Dyes were seen and made by hundreds in the era of Photograph as Object suited to gallery and museum. The growth years of photography in art schools — 1975 – 1995.

Even still, it failed, being superseded by other processes. Direct to print processes such as Type Rs (Cibas, too) for Slide to print. And, Type Cs (chromogenics, RA-4s)for Negative to print. This later printing mode strikes hardest, since Kodak Pan Matrix film was introduced with Kodak masked color negative film

the advantage of real world experience is that is is real.
i read history in the bathroom; philosophy in the bedroom; poetry in the kitchen

If you knew it was a dye transfer would it interest you more? One group of people have made dye imbibition prints over the past decade. Have shown them in Los Angeles, San Francisco, Houston, Brooklyn, London … never calling them Dye Transfers, instead, they were dye prints, or ink transfers, and similar names. Some prints were sold, but so too were Epson Inkjets, Fujifilm RA-4s. Without making these as dyes, they sold as images. This was the basic interest of the collective group that had gone to the trouble of learning to make dyes.
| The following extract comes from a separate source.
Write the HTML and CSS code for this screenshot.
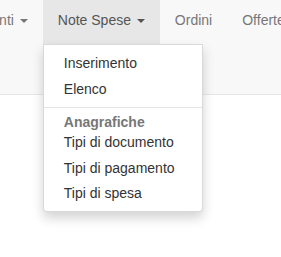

By make, understand that this meant having matrix film produced again.

Why did they keep this a secret private among themselves?

what would you rather talk about: process or *c, where *c is being defined, refined. Who asks, who would you be limited to talking too, with, if the topic were “process”.

Most people diffuse their interest by a bit of gossip. That mannerism is what diminishes a process to the point of pointless conversation.

Would people dive into dye transfer if given the chance? Nope, one [J* 826 ] of the Neu Ds posted on LFPF, offering a complete working dye transfer lab, including supplies… even going so far as saying she would meet them at an upcoming conference. No one, not even the loudest of counter pounder experts on dye transfer, and all topics color.